Summary: ( reordering phase )
================

Times:
======
Time spent in calculations of symmetric matrix portrait (fulladj): 21.841203 s
Time spent in reordering of the initial matrix (reorder) : 78.421270 s
Time spent in symbolic factorization (symbfct) : 17.473810 s
Time spent in data preparations for factorization (parlist) : 0.143885 s
Time spent in allocation of internal data structures (malloc) : 0.402535 s
Time spent in matching/scaling : 23.728350 s
Time spent in additional calculations : 35.696885 s
Total time spent : 177.707939 s

Statistics:
===========
Parallel Direct Factorization is running on 8 OpenMP

< Linear system Ax = b >
number of equations: 6078755
number of non-zeros in A: 871814023
number of non-zeros in A (%): 0.002359

number of right-hand sides: 1

< Factors L and U >
number of columns for each panel: 192
number of independent subgraphs: 0
< Preprocessing with state of the art partitioning metis>
number of supernodes: 399517
size of largest supernode: 10854
number of non-zeros in L: 5815155158
number of non-zeros in U: 5265988113
number of non-zeros in L+U: 11081143271
iparm(17) = 93834220
Reordering completed ...
ooc_max_core_size got by Env=58800
The file .\pardiso_ooc.cfg was not opened
=== PARDISO is running in Out-Of-Core mode, because iparam(60)=1 and there is not enough RAM for In-Core ===
*** Error in PARDISO ( insufficient_memory) error_num= 8
*** Error in PARDISO memory allocation: FACTORIZE_SOLVING_LU_DATA, allocation of 21815293 bytes failed
total memory wanted here: 59854440 kbyte

=== PARDISO: solving a real nonsymmetric system ===

Summary: ( factorization phase )
================

Times:
======
Time spent in additional calculations : 380.438875 s
Total time spent : 380.438875 s

Statistics:
===========
Parallel Direct Factorization is running on 8 OpenMP

< Linear system Ax = b >
number of equations: 6078755
number of non-zeros in A: 871814023
number of non-zeros in A (%): 0.002359

number of right-hand sides: 1

< Factors L and U >
number of columns for each panel: 192
number of independent subgraphs: 0
< Preprocessing with state of the art partitioning metis>
number of supernodes: 399517
size of largest supernode: 10854
number of non-zeros in L: 5815155158
number of non-zeros in U: 5265988113
number of non-zeros in L+U: 11081143271
gflop for the numerical factorization: 34402.131252

The following ERROR was detected: -2

mecej4 · ‎04-23-2024

It is a well-known fact that the inverse of a sparse matrix and the L and U factors of a sparse matrix are often more "filled-in", i.e., dense, than the original matrix. For instance, in this instructional example, you can see a sparse symmetric matrix with 794 non-zero entries which has an inverse with 7148 entries and a Cholesky factor with 1819 entries.
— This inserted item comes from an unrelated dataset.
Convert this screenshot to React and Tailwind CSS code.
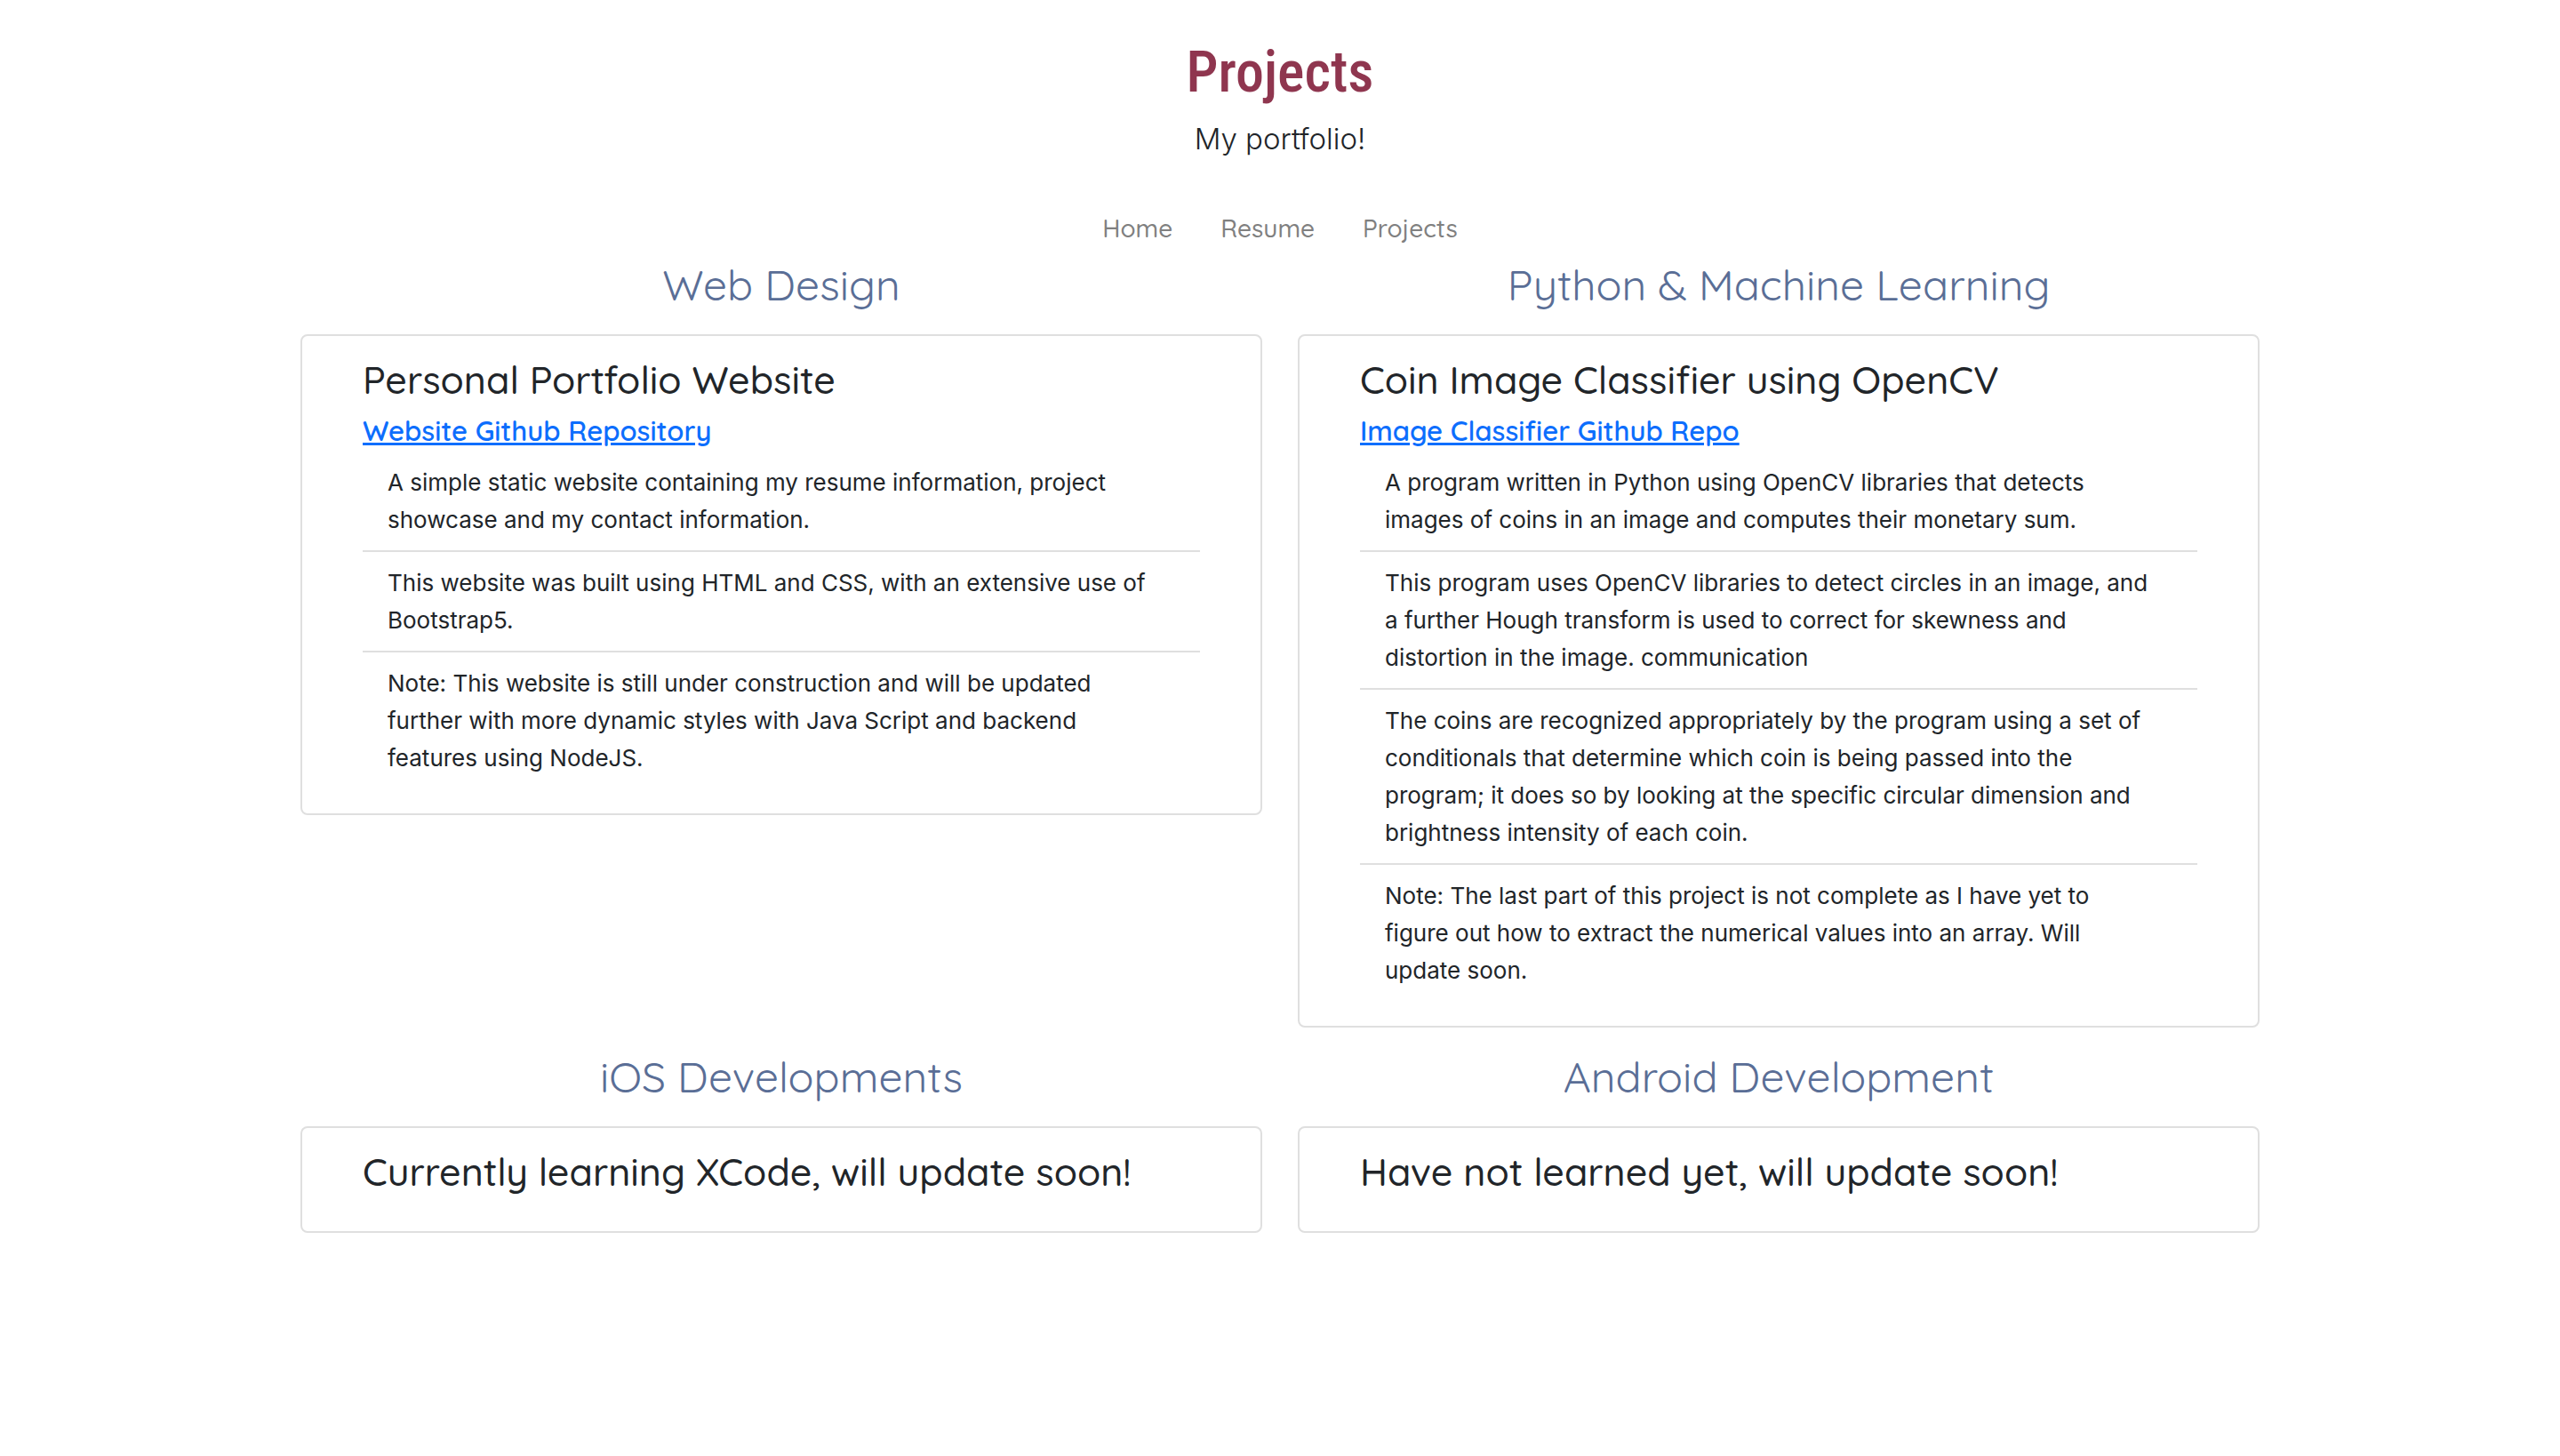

Many sparse matrix methods in the Krylov class use "Incomplete Factorizations" in which the fill-in is controlled, at the expense of having to iterate in order to obtain the solution of the true linear equation system rather than an approximation of it.

An out-of-core method attempts to avoid holding the entire result matrix in memory, but it does need to store an in-core working subset. Pardiso has told you that the number of non-zeros in the factors is about 11 billion, which would take 89 Gbytes to store. The out-of-core algorithm has reduced this cost to 60 Gbytes.

View solution in original post

mecej4 · ‎04-23-2024

It is a well-known fact that the inverse of a sparse matrix and the L and U factors of a sparse matrix are often more "filled-in", i.e., dense, than the original matrix. For instance, in this instructional example, you can see a sparse symmetric matrix with 794 non-zero entries which has an inverse with 7148 entries and a Cholesky factor with 1819 entries.

Many sparse matrix methods in the Krylov class use "Incomplete Factorizations" in which the fill-in is controlled, at the expense of having to iterate in order to obtain the solution of the true linear equation system rather than an approximation of it.

An out-of-core method attempts to avoid holding the entire result matrix in memory, but it does need to store an in-core working subset. Pardiso has told you that the number of non-zeros in the factors is about 11 billion, which would take 89 Gbytes to store. The out-of-core algorithm has reduced this cost to 60 Gbytes.